Mélanger modèles et scénarios a pour effet de diluer combien les résultats des modèles divergent entre eux pour un même scénario. Or la réalité est si catastrophique que le mot « incertitude » n’aurait pas été de trop ici. Il suffit de voir les Mignons Petits Hexagones correspondants pour comprendre qu’il n’y a pas grand chose qui colle entre les modèles, qu’il s’agisse des deux Cocoricos ou de ce que suggèrent les centiles européens (en haut : scénario médian (RCP4.5) ; en bas : chauffe Marcel (RCP8.5)).
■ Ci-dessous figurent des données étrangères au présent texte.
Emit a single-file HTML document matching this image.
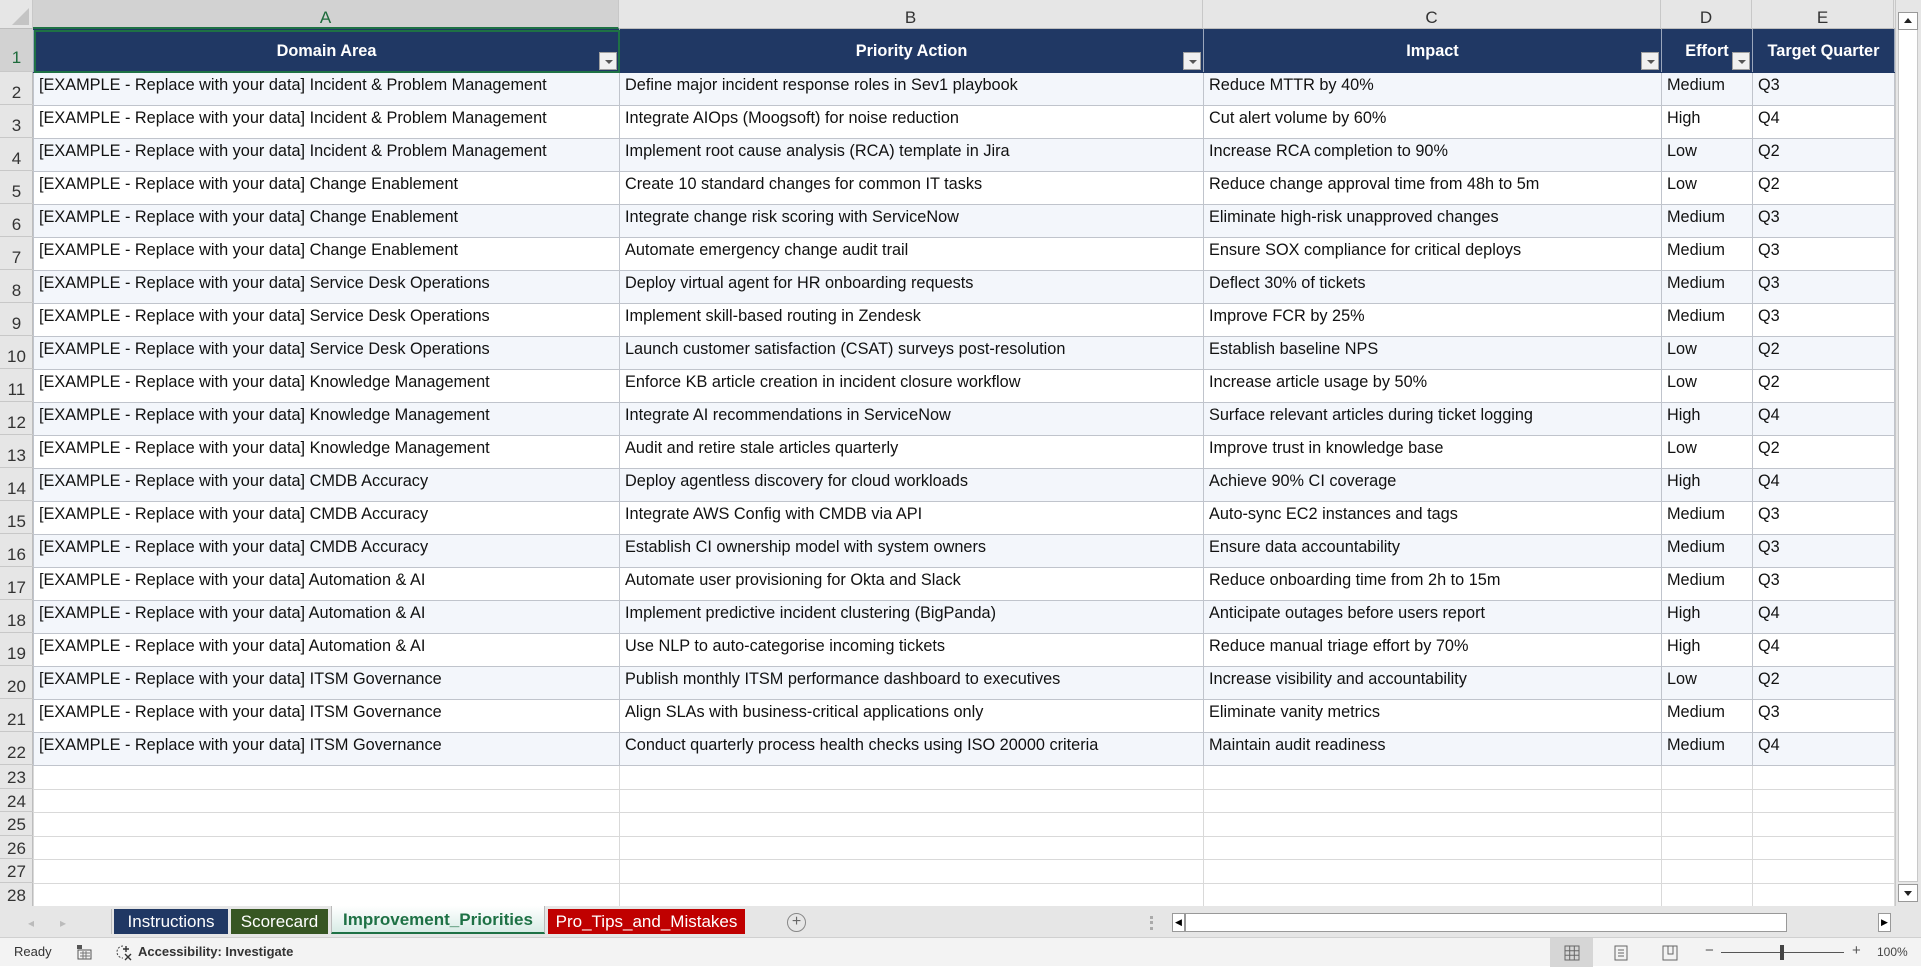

Ma conclusion est que le résumé du Rapport ne permet pas au lecteur de prendre la mesure des incertitudes et des limites des résultats présentés. La prudence affichée (« Les résultats présentés ne doivent pas être interprétés comme des prévisions climatiques exactes pour des points géographiques précis. Cette étude permet néanmoins de mettre en évidence des tendances… » p. 3) ressemble davantage à un vernis qu’à une reconnaissance réelle des divergences considérables entre modèles. De plus, l’insistance quasi-systématique sur les pires données possibles donnent à ce résumé un relief inutilement alarmiste.